When the insurgents moved on to attack areas south of Mubi, panic spread and with people starting to flee the Adamawa state capital, Yola, the authorities had to act fast. “These vigilante groups were already there but were dormant, so we organised them, bought them vehicles and empowered them,” Bala James Nggilari, the governor of Adamawa state, told the BBC.

“The vigilantes and hunters are local people, local boys who know the terrain. When you bring a soldier from Bayelsa [in southern Nigeria], for example, who is coming here for the first time he doesn’t know the terrain.

“The people we are fighting are also part of the local community. There is nothing on their forehead that says ‘insurgent’ but these local hunters are familiar with them, they know them, they have the native intelligence which the regular army may not have,” says Mr Nggilari.

He says the plan is to mobilise 4,000 vigilantes. Co-operation with local vigilantes has reaped rewards as the military has now retaken several towns in the north of Adamawa state, including Mubi, and calm has returned to Yola.
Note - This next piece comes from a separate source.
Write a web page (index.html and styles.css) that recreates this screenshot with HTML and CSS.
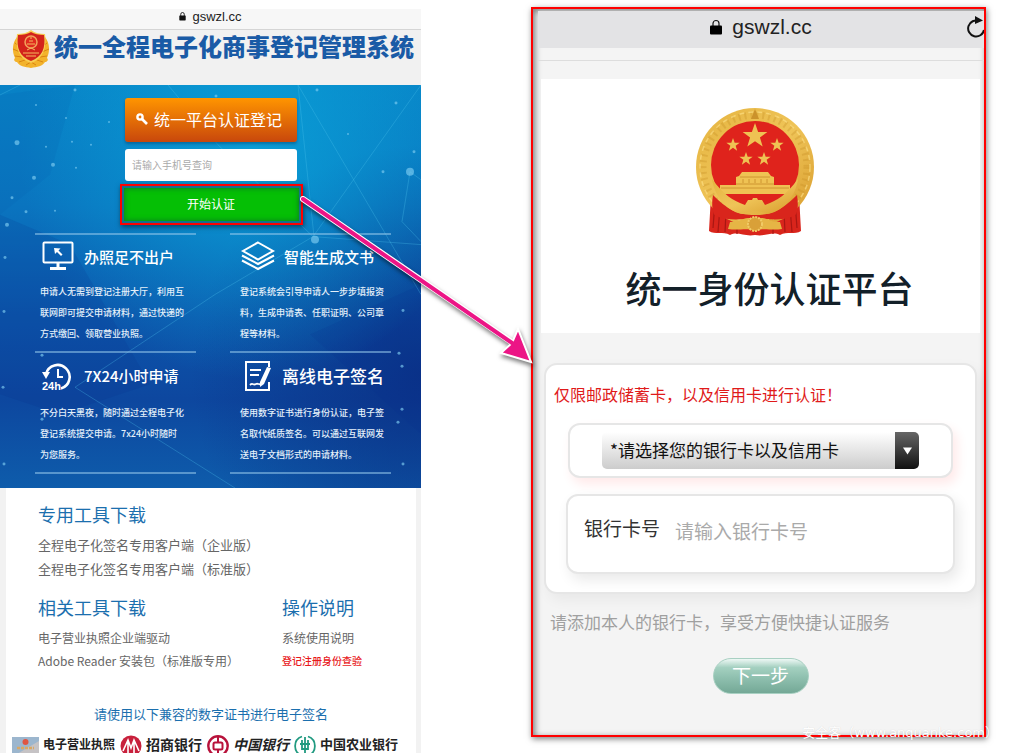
FILE: index.html
```html
<!DOCTYPE html>
<html lang="zh-CN">
<head>
    <meta charset="utf-8">
    <meta name="viewport" content="width=device-width, initial-scale=1.0">
    <title>gswzl.cc</title>
    <link rel="stylesheet" href="styles.css">
</head>
<body>
<main class="figure">
    <section class="phone">
        <div class="address">
            <svg class="lock" viewBox="0 0 12 16"><path d="M3 8V5a3 3 0 0 1 6 0v3" fill="none" stroke="#111" stroke-width="1.500"/><rect x="0.500" y="7" width="11" height="8.500" rx="1" fill="#111"/></svg>
            <span>gswzl.cc</span>
        </div>
        <header class="site-header">
            <svg class="badge" viewBox="0 0 38 38">
                <path d="M5 7C0 13 0 22 3 28c-2 2 0 4 2 4 2 4 8 5 14 6 6-1 12-2 14-6 2 0 4-2 2-4 3-6 3-15-2-21l-4 4v12L19 33 9 23V11z" fill="#f3b32c"/>
                <path d="M3 13l5 4M1 19l7 3M3 26l7 1M7 32l6-2M35 13l-5 4M37 19l-7 3M35 26l-7 1M31 32l-6-2M14 35l5-3 5 3" stroke="#d98512" fill="none"/>
                <path d="M5 4c5 0 10-1 14-4 4 3 9 4 14 4 2 14-2 25-14 29C7 29 3 18 5 4z" fill="#f8cf54"/>
                <path d="M6 5c5 0 10-1 13-3 3 2 8 3 13 3 2 13-2 22-13 26C8 27 4 18 6 5z" fill="#d3231b"/>
                <circle cx="19" cy="12" r="6" fill="#e02b1e" stroke="#f2a35b" stroke-width="1.500"/>
                <path d="M15 14h8M17 11h4M19 7v2M15 20l4-2 4 2M11 23h16M14 26h10" stroke="#f4bd5f" fill="none"/>
            </svg>
            <h1>统一全程电子化商事登记管理系统</h1>
        </header>
        <div class="hero">
            <svg class="network" viewBox="0 0 421 404" preserveAspectRatio="none">
                <path d="M0 10L75 0 50 90 0 130z" fill="#065fae" opacity=".15"/>
                <path d="M0 130L70 160 150 300 60 330 0 310z" fill="#062c8a" opacity=".14"/>
                <path d="M421 200L310 250 421 350z" fill="#062c8a" opacity=".12"/>
                <path d="M75 303L215 210M215 210L313 152M75 303L235 404M168 0l50 60 95 92M298 0l16 152M298 0l123 210M313 152L421 0M0 10L20 0M313 152L421 160M410 87l-8 50 19 20M410 87l11 8" stroke="#4fc6ee" opacity=".3" fill="none"/>
                <g fill="#7fcdf2" opacity=".65">
                    <circle cx="315" cy="155" r="4"/><circle cx="410" cy="87" r="4"/><circle cx="17" cy="58" r="2.500"/><circle cx="53" cy="80" r="2"/><circle cx="34" cy="93" r="2"/><circle cx="216" cy="11" r="1.500"/><circle cx="317" cy="5" r="1.500"/><circle cx="396" cy="18" r="1.500"/><circle cx="414" cy="67" r="1.500"/><circle cx="383" cy="87" r="1.500"/><circle cx="348" cy="49" r="1"/><circle cx="75" cy="5" r="1.500"/><circle cx="66" cy="33" r="1"/><circle cx="109" cy="37" r="1"/><circle cx="36" cy="20" r="1"/><circle cx="72" cy="57" r="1"/><circle cx="46" cy="62" r="1"/><circle cx="91" cy="60" r="1"/><circle cx="76" cy="83" r="1"/><circle cx="12" cy="113" r="1.500"/><circle cx="26" cy="127" r="1.500"/><circle cx="55" cy="126" r="1"/><circle cx="7" cy="140" r="2"/><circle cx="4" cy="227" r="1.500"/><circle cx="5" cy="173" r="1.500"/><circle cx="42" cy="271" r="1.500"/><circle cx="3" cy="303" r="1.500"/><circle cx="42" cy="335" r="1.500"/><circle cx="4" cy="380" r="1.500"/><circle cx="403" cy="226" r="1.500"/><circle cx="399" cy="269" r="1.500"/><circle cx="402" cy="282" r="1.500"/><circle cx="402" cy="325" r="1.500"/><circle cx="398" cy="338" r="1.500"/><circle cx="403" cy="380" r="1.500"/>
                </g>
            </svg>
            <div class="signup">
                <button type="button" class="register">
                    <svg class="key" viewBox="0 0 12 12"><circle cx="4" cy="4" r="2.600" fill="none" stroke="#fff" stroke-width="2.400"/><path d="M6 6l5 5" stroke="#fff" stroke-width="2.600"/></svg>
                    统一平台认证登记
                </button>
                <input type="text" class="mobile" placeholder="请输入手机号查询" aria-label="手机号">
                <div class="marked"><button type="button" class="start">开始认证</button></div>
            </div>
            <div class="features">
                <article class="feature">
                    <h2>
                        <svg class="icon" viewBox="0 0 32 30" fill="none" stroke="#fff" stroke-width="2"><rect x="1.500" y="1.500" width="29" height="20" rx="1"/><path d="M16 22v5M8 27.500h16" stroke-width="3"/><path d="M12 7l1 6 2-2 4 4 1.500-1.500-4-4 2-2z" fill="#fff" stroke="none"/></svg>
                        办照足不出户
                    </h2>
                    <p>申请人无需到登记注册大厅，利用互<br>联网即可提交申请材料，通过快递的<br>方式缴回、领取营业执照。</p>
                </article>
                <article class="feature right">
                    <h2>
                        <svg class="icon" viewBox="0 0 34 30" fill="none" stroke="#fff" stroke-width="2"><path d="M17 1.500L32 10 17 18.500 2 10z"/><path d="M1 14.500L17 23l16-8.500M1 19.500L17 28l16-8.500"/></svg>
                        智能生成文书
                    </h2>
                    <p>登记系统会引导申请人一步步填报资<br>料，生成申请表、任职证明、公司章<br>程等材料。</p>
                </article>
                <article class="feature tall">
                    <h2>
                        <svg class="icon" viewBox="0 0 32 30" fill="none" stroke="#fff" stroke-width="2.600"><path d="M4 13A12 12 0 1 1 19 27.500"/><path d="M0 11h8l-4 7z" fill="#fff" stroke="none"/><path d="M16 8v8h5" stroke-width="2"/><text x="0" y="29" class="hours">24h</text></svg>
                        7X24小时申请
                    </h2>
                    <p>不分白天黑夜，随时通过全程电子化<br>登记系统提交申请。7x24小时随时<br>为您服务。</p>
                </article>
                <article class="feature right tall">
                    <h2 class="large">
                        <svg class="icon" viewBox="0 0 34 30" fill="none" stroke="#fff" stroke-width="2"><path d="M28 6V1H5v28h23v-8"/><path d="M9 9h11M9 14h9M9 24c3-3 3 1 6-1 2-1 3 1 5 0" stroke-width="1.800"/><path d="M26 6l4 1-7 16-4 3v-5z" fill="#fff" stroke="none"/></svg>
                        离线电子签名
                    </h2>
                    <p>使用数字证书进行身份认证，电子签<br>名取代纸质签名。可以通过互联网发<br>送电子文档形式的申请材料。</p>
                </article>
            </div>
        </div>
        <div class="downloads">
            <section class="tools">
                <h3>专用工具下载</h3>
                <a href="#">全程电子化签名专用客户端（企业版）</a>
                <a href="#">全程电子化签名专用客户端（标准版）</a>
            </section>
            <div class="more">
                <section>
                    <h3>相关工具下载</h3>
                    <a href="#">电子营业执照企业端驱动</a>
                    <a href="#">Adobe Reader 安装包（标准版专用）</a>
                </section>
                <section>
                    <h3>操作说明</h3>
                    <a href="#">系统使用说明</a>
                    <a href="#" class="check">登记注册身份查验</a>
                </section>
            </div>
            <p class="certs">请使用以下兼容的数字证书进行电子签名</p>
            <div class="partners">
                <span class="partner license">
                    <svg viewBox="0 0 27 22"><rect y="2" width="27" height="20" fill="#9cb6ce"/><path d="M0 22L27 6v16z" fill="#c6c3c5"/><circle cx="13.500" cy="7" r="3" fill="#df5543"/><path d="M5 13h17" stroke="#d9a865" stroke-width="2.500" stroke-dasharray="3 1"/></svg>
                    电子营业执照
                </span>
                <span class="partner merchants">
                    <svg viewBox="0 0 22 22"><circle cx="11" cy="11" r="10.500" fill="#c8203c"/><path d="M3 16L8 5l3 8 3-8 5 11M8 5v13M14 5v13" fill="none" stroke="#fff" stroke-width="1.600"/></svg>
                    招商银行
                </span>
                <span class="partner boc">
                    <svg viewBox="0 0 22 22" fill="none" stroke="#b8123b" stroke-width="2.400"><circle cx="11" cy="11" r="9.700"/><rect x="6.500" y="7.500" width="9" height="7" rx="1.500" stroke-width="2"/><path d="M11 1v6M11 15v6" stroke-width="2"/></svg>
                    中国银行
                </span>
                <span class="partner abc">
                    <svg viewBox="0 0 22 22" fill="none" stroke="#209a80" stroke-width="1.800"><path d="M8 1.500a10 10 0 0 0 0 19M14 1.500a10 10 0 0 1 0 19M11 2v18M8 5v9h6V5M6 9h10"/></svg>
                    中国农业银行
                </span>
            </div>
        </div>
    </section>

    <section class="phone-large">
        <div class="address-large">
            <svg class="lock" viewBox="0 0 12 16"><path d="M3 8V5a3 3 0 0 1 6 0v3" fill="none" stroke="#111" stroke-width="1.200"/><rect y="7" width="12" height="9" rx="1" fill="#000"/></svg>
            <span>gswzl.cc</span>
            <svg class="reload" viewBox="0 0 18 22" fill="none" stroke="#111" stroke-width="2"><path d="M13 5A8 8 0 1 0 18 14"/><path d="M9 0l8 4.500L9 8z" fill="#111" stroke="none"/></svg>
        </div>
        <div class="screen">
            <div class="platform">
                <svg class="emblem" viewBox="0 0 120 130">
                    <defs>
                        <linearGradient id="gold" x1="0" y1="0" x2="1" y2="1"><stop offset="0" stop-color="#e5b440"/><stop offset=".5" stop-color="#efc458"/><stop offset="1" stop-color="#d79a2a"/></linearGradient>
                        <path id="star" d="M0-10L2.400-3.100 9.500-3.100 3.800 1.200 5.900 8.100 0 4-5.900 8.100-3.800 1.200-9.500-3.100-2.400-3.100z"/>
                    </defs>
                    <path d="M16 88l-2 36c6 4 14 0 21 4 8-4 14 2 25 0 11 2 17-4 25 0 7-4 15 0 21-4l-2-36z" fill="#d9251c"/>
                    <path d="M20 95l-2 26M25 100l-2 25M31 105l-1 20M100 95l2 26M95 100l2 25M89 105l1 20M42 119v8M78 119v8" stroke="#a91713" stroke-width="1.200"/>
                    <circle cx="60" cy="60" r="59" fill="url(#gold)"/>
                    <circle cx="60" cy="60" r="52" fill="none" stroke="#c38a22" stroke-width="7" stroke-dasharray="2 4" opacity=".3"/>
                    <circle cx="60" cy="60" r="55" fill="none" stroke="#ffe28b" stroke-width="1.500" stroke-dasharray="5 4" opacity=".6"/>
                    <circle cx="60" cy="58" r="44" fill="#df231c"/>
                    <path d="M56 12h8l-4-10z" fill="#cb922b"/>
                    <g fill="#efc253">
                        <use href="#star" transform="translate(60 29) scale(1.300)"/>
                        <use href="#star" transform="translate(38 38) scale(.7)"/>
                        <use href="#star" transform="translate(82 38) scale(.7)"/>
                        <use href="#star" transform="translate(51 52) scale(.7)"/>
                        <use href="#star" transform="translate(69 52) scale(.7)"/>
                        <path d="M44 69l3-4h26l3 4 3 1v8h16v9H25v-9h16v-8z"/>
                    </g>
                    <path d="M45 70h30M41 77h38M26 81h68M48 72v4M54 72v4M60 72v4M66 72v4M72 72v4" stroke="#c28422" fill="none" opacity=".7"/>
                    <path d="M18 88c15 15 25 20 42 20s27-5 42-20c2 12 0 20-3 21-12 5-22 3-39 3s-27 2-39-3c-3-1-5-9-3-21z" fill="#d9251c"/>
                    <path d="M17 72c11 15 21 22 33 26l3-5 4 0 1-2h4l1 2 4 0 3 5c12-4 22-11 33-26-3 21-19 34-31 35-9-4-15-4-24 0-12-1-28-14-31-35z" fill="url(#gold)"/>
                    <path d="M35 115c11 0 12-4 18-4h14c6 0 7 4 18 4l2 7c-12 2-18-2-27 2-9-4-15 0-27-2z" fill="#e6b545"/>
                    <circle cx="60" cy="117" r="7" fill="#d9a038" stroke="#f1cb67" stroke-width="2" stroke-dasharray="2 1"/>
                </svg>
                <h2>统一身份认证平台</h2>
            </div>
            <div class="card">
                <p class="notice">仅限邮政储蓄卡，以及信用卡进行认证！</p>
                <div class="box bank">
                    <select aria-label="银行卡">
                        <option>*请选择您的银行卡以及信用卡</option>
                    </select>
                    <span class="caret"><svg viewBox="0 0 10 8"><path d="M0 0h10L5 8z" fill="#fff"/></svg></span>
                </div>
                <div class="box number">
                    <label for="card-number">银行卡号</label>
                    <input type="text" id="card-number" placeholder="请输入银行卡号">
                </div>
            </div>
            <p class="hint">请添加本人的银行卡，享受方便快捷认证服务</p>
            <button type="button" class="next">下一步</button>
        </div>
    </section>
    <svg class="arrow" viewBox="0 0 240 175">
        <path d="M6 6L213 148" stroke="#fff" stroke-width="6" stroke-linecap="round"/>
        <path d="M234 169L204 160 215 150 221 136z" fill="#ec1586" stroke="#fff" stroke-width="2"/>
        <path d="M6 6L218 152" stroke="#ec1586" stroke-width="4" stroke-linecap="round"/>
    </svg>
    <span class="watermark">安全客（www.anquanke.com）</span>
</main>
</body>
</html>
```
FILE: styles.css
```css
* {
    box-sizing: border-box;
}
body {
    margin: 0;
    background: #fff;
    font-family: "Noto Sans CJK SC", sans-serif;
}
h1, h2, h3, p {
    margin: 0;
}
a {
    text-decoration: none;
}
button, input, select {
    font-family: inherit;
    border: none;
    outline: none;
}
svg {
    display: block;
    flex: none;
}
.figure {
    position: relative;
    display: grid;
    grid-template-columns: 421fr 455fr;
    column-gap: 110px;
    align-items: start;
    padding-right: 30px;
    overflow: hidden;
}

/* left screen */
.phone {
    margin-top: 9px;
    background: #f2f2f2;
}
.address {
    display: flex;
    justify-content: center;
    align-items: center;
    gap: 6px;
    height: 21px;
    padding-bottom: 6px;
    background: #f7f7f7;
    border-bottom: 1px solid #d5d5d5;
    font: 13px "Liberation Sans", sans-serif;
    color: #222;
}
.address .lock {
    width: 7px;
    height: 10px;
}
.site-header {
    display: flex;
    align-items: flex-start;
    gap: 4px;
    height: 55px;
    padding-left: 12px;
    background: #f1f1f1;
}
.badge {
    width: 38px;
    height: 38px;
}
.site-header h1 {
    font-size: 24px;
    line-height: 32px;
    font-weight: 900;
    color: #1a5ba6;
    white-space: nowrap;
}
.hero {
    position: relative;
    padding: 13px 30px 14px 35px;
    background: radial-gradient(circle at 60% 15%, rgba(10, 165, 218, 0.8), rgba(15, 140, 205, 0) 55%), radial-gradient(circle at 100% 72%, rgba(10, 45, 130, 0.8), rgba(10, 45, 130, 0) 45%), linear-gradient(180deg, #0882c6 0%, #0a74bf 30%, #0c55ab 58%, #0d479f 78%, #0e5cab 100%);
}
.network {
    position: absolute;
    left: 0;
    top: 0;
    width: 100%;
    height: 100%;
}
.signup {
    position: relative;
    display: flex;
    flex-direction: column;
    align-items: center;
    margin-bottom: 8px;
    padding-right: 4px;
}
.register, .mobile {
    width: 172px;
    border-radius: 3px;
}
.register {
    display: flex;
    justify-content: center;
    align-items: center;
    gap: 6px;
    height: 44px;
    padding: 0 4px 2px 0;
    font-size: 16px;
    color: #fff;
    background: linear-gradient(#ff9500, #c8470c);
    box-shadow: 0 2px 3px rgba(0, 50, 90, 0.4);
}
.key {
    width: 12px;
    height: 12px;
}
.mobile {
    height: 32px;
    margin: 7px 0 3px;
    padding: 0 7px 2px;
    font-size: 10px;
    background: #fff;
}
.mobile::placeholder {
    color: #aaa;
}
.marked {
    width: 183px;
    height: 41px;
    padding: 2px;
    border: 2px solid #f00;
    background: #16708c;
    box-shadow: 1px 2px 5px rgba(0, 0, 0, 0.5);
}
.start {
    width: 100%;
    height: 100%;
    padding: 0 0 2px;
    background: #05bf05;
    box-shadow: inset 0 0 5px 1px #0a8a1c;
    color: #fff;
    font-size: 12px;
}
.features {
    position: relative;
    display: grid;
    grid-template-columns: 1fr 1fr;
    column-gap: 34px;
}
.feature {
    border-top: 2px solid rgba(150, 200, 235, 0.55);
    padding: 0 0 7px 5px;
    color: #fff;
}
.feature.right {
    padding-left: 10px;
}
.feature.tall {
    border-bottom: 2px solid rgba(150, 200, 235, 0.55);
}
.feature h2 {
    display: flex;
    align-items: center;
    gap: 8px;
    height: 46px;
    padding-bottom: 4px;
    font-size: 15px;
    font-weight: 500;
    white-space: nowrap;
}
.feature.tall h2 {
    height: 49px;
}
.feature h2.large {
    font-size: 17px;
    gap: 6px;
}
.icon {
    width: 36px;
    height: 30px;
}
.hours {
    font: bold 11px "Liberation Sans", sans-serif;
    fill: #fff;
    stroke: none;
}
.feature p {
    font-size: 9px;
    line-height: 21px;
    font-weight: 500;
    color: #e4f0fa;
    white-space: nowrap;
}
.downloads {
    margin: 0 5px 0 6px;
    padding-top: 12px;
    background: #fff;
}
.downloads section {
    display: flex;
    flex-direction: column;
    font-size: 12px;
    line-height: 23px;
}
.downloads h3 {
    margin-bottom: 5px;
    font-size: 18px;
    line-height: 28px;
    font-weight: 400;
    color: #1b6fae;
}
.downloads a {
    color: #666;
    white-space: nowrap;
}
.downloads .tools {
    padding-left: 32px;
    font-size: 13px;
    line-height: 24px;
}
.more {
    display: grid;
    grid-template-columns: 244fr 134fr;
    padding: 12px 0 0 32px;
}
.downloads .check {
    color: #e8191c;
    font-size: 10px;
    font-weight: 500;
}
.certs {
    padding: 30px 0 9px;
    font-size: 13px;
    line-height: 24px;
    text-align: center;
    color: #1b6fae;
}
.partners {
    display: flex;
    align-items: flex-start;
    gap: 5px;
    height: 18px;
    padding-left: 6px;
    overflow: hidden;
}
.partner {
    display: flex;
    align-items: flex-start;
    gap: 4px;
    height: 18px;
    line-height: 18px;
    font-weight: 700;
    color: #222;
    white-space: nowrap;
}
.partner svg {
    width: 22px;
    height: 22px;
}
.partner.license {
    font-size: 12px;
}
.license svg {
    width: 27px;
}
.partner.merchants {
    font-size: 14px;
}
.partner.boc {
    font-size: 14px;
    font-style: italic;
}
.partner.abc {
    font-size: 13px;
}

/* right screen */
.phone-large {
    margin-top: 7px;
    padding: 2px 0 0 5px;
    height: 730px;
    border: 2px solid #f00;
    background: #f4f4f4;
    box-shadow: 1px 2px 6px rgba(0, 0, 0, 0.5), inset 2px 2px 6px rgba(0, 0, 0, 0.5);
}
.address-large {
    position: relative;
    display: flex;
    justify-content: center;
    align-items: center;
    gap: 10px;
    height: 37px;
    padding-bottom: 6px;
    background: #e3e3e5;
    font: 21px "Liberation Sans", sans-serif;
    color: #222;
}
.address-large .lock {
    width: 12px;
    height: 17px;
}
.reload {
    position: absolute;
    right: 0;
    top: 5px;
    width: 18px;
    height: 22px;
}
.screen {
    margin-top: 12px;
    padding: 18px 4px 0 3px;
    border-top: 1px solid #ddd;
}
.platform {
    display: flex;
    flex-direction: column;
    align-items: center;
    height: 254px;
    padding: 28px 0 0;
    background: #fff;
}
.emblem {
    width: 120px;
    height: 130px;
    margin-right: 12px;
}
.platform h2 {
    margin-top: 24px;
    padding-left: 18px;
    font-size: 36px;
    line-height: 52px;
    font-weight: 500;
    color: #132029;
    white-space: nowrap;
}
.card {
    margin: 30px 3px 0;
    padding: 15px 20px 18px;
    border: 2px solid #e6e6e6;
    border-radius: 13px;
    background: #fff;
    box-shadow: 4px 6px 14px rgba(0, 0, 0, 0.05);
}
.notice {
    margin: 0 -12px 15px;
    font-size: 16px;
    line-height: 28px;
    color: #e01a1a;
    white-space: nowrap;
}
.box {
    display: flex;
    border: 2px solid #e6e6e6;
    border-radius: 12px;
    background: #fff;
}
.bank {
    height: 55px;
    margin: 0 2px 16px;
    padding: 7px 32px;
    box-shadow: 4px 6px 12px rgba(255, 0, 0, 0.09);
}
.bank select {
    flex: 1;
    min-width: 0;
    appearance: none;
    padding: 0 8px 2px;
    border-radius: 5px 0 0 5px;
    background: linear-gradient(#fff, #ccc);
    font-size: 17px;
    color: #111;
}
.caret {
    display: flex;
    justify-content: center;
    align-items: center;
    width: 24px;
    border-radius: 0 5px 5px 0;
    background: linear-gradient(#666, #111);
}
.caret svg {
    width: 9px;
    height: 8px;
}
.number {
    align-items: flex-start;
    gap: 15px;
    height: 80px;
    padding: 17px 16px;
    box-shadow: 4px 6px 14px rgba(0, 0, 0, 0.09);
}
.number label, .number input {
    font-size: 19px;
    line-height: 30px;
    color: #333;
}
.number input {
    flex: 1;
    min-width: 0;
    height: 34px;
    padding: 0;
    background: none;
}
.number input::placeholder {
    color: #aaa;
}
.hint {
    margin: 14px 0 22px 9px;
    font-size: 17px;
    line-height: 28px;
    color: #a0a0a0;
    white-space: nowrap;
}
.next {
    display: block;
    width: 96px;
    height: 36px;
    margin: 0 auto;
    padding: 0 0 2px;
    border: 1px solid #a8d0c2;
    border-radius: 18px;
    background: linear-gradient(#eef8f5, #a4d0c0 25%, #8fc0af 55%, #74a896);
    color: #fff;
    font-size: 19px;
    line-height: 30px;
}

/* pointer between the screens */
.arrow {
    position: absolute;
    left: 297px;
    top: 193px;
    width: 240px;
    height: 175px;
    filter: drop-shadow(1px 3px 2px rgba(0, 0, 0, 0.5));
}
.watermark {
    position: absolute;
    right: 18px;
    bottom: 10px;
    font: 13px/20px "DejaVu Sans", "Noto Sans CJK SC", sans-serif;
    color: #fff;
    text-shadow: 0 0 1px rgba(0, 0, 0, 0.15);
}
```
Some of the men I met training in Yola were holding 2m long (6ft) rusty hunting rifles, others had machetes. They say they were promised about 4,000 naira ($22; £14) a day and that during a recent operation some of them were given assault rifles by soldiers. Not all of them are being sent to the north of the state to assist the soldiers, with many getting ready in case they are needed to help defend Yola.

Samson Dawa says he fled the militants carrying only his radio and bible. Some will view their deployment as a damning indictment of the Nigerian military, which has frequently failed to protect the population of north-east Nigeria.

The violence is still on a horrific scale but to the vulnerable and displaced, the alliance between soldiers and vigilantes brings hope. Samson Dawa recently witnessed jihadists speeding through his village, Mbalala, on their way to capturing Chibok some 15km (9 miles) away.

“There were dozens of motorbikes and each one had two or three people on – all carrying guns,” he says. “The men on the open-backed 4×4 vehicles were shouting and had heavier guns which they were raising up.”

The 57-year-old farmer grabbed his radio and bible and ran for his life. Two days later, from a safer village he saw a long convoy of vehicles ferrying soldiers and vigilantes, with amulets tied around their arms. They were heading towards Chibok, the town from which 219 schoolgirls were abducted in April.

“When we saw the soldiers we knew they were serious and we had hope in them,” says Mr Dawa. “Judging by the kind of weapons they had I think their strength has been improved.”

Within hours, Chibok was retaken. Many jihadists were reported to have been killed on the streets of the town. “The vigilantes alone cannot do this job so if anybody tells you they have more hope in the hunters than the soldiers I don’t believe them,” says Mr Dawa.

“You know it’s a war. Maybe I will be back or maybe I will not be back,” says Mr Dawaki as he prepares to return to the fight. “But even my children would be proud to say their father died fighting Boko Haram.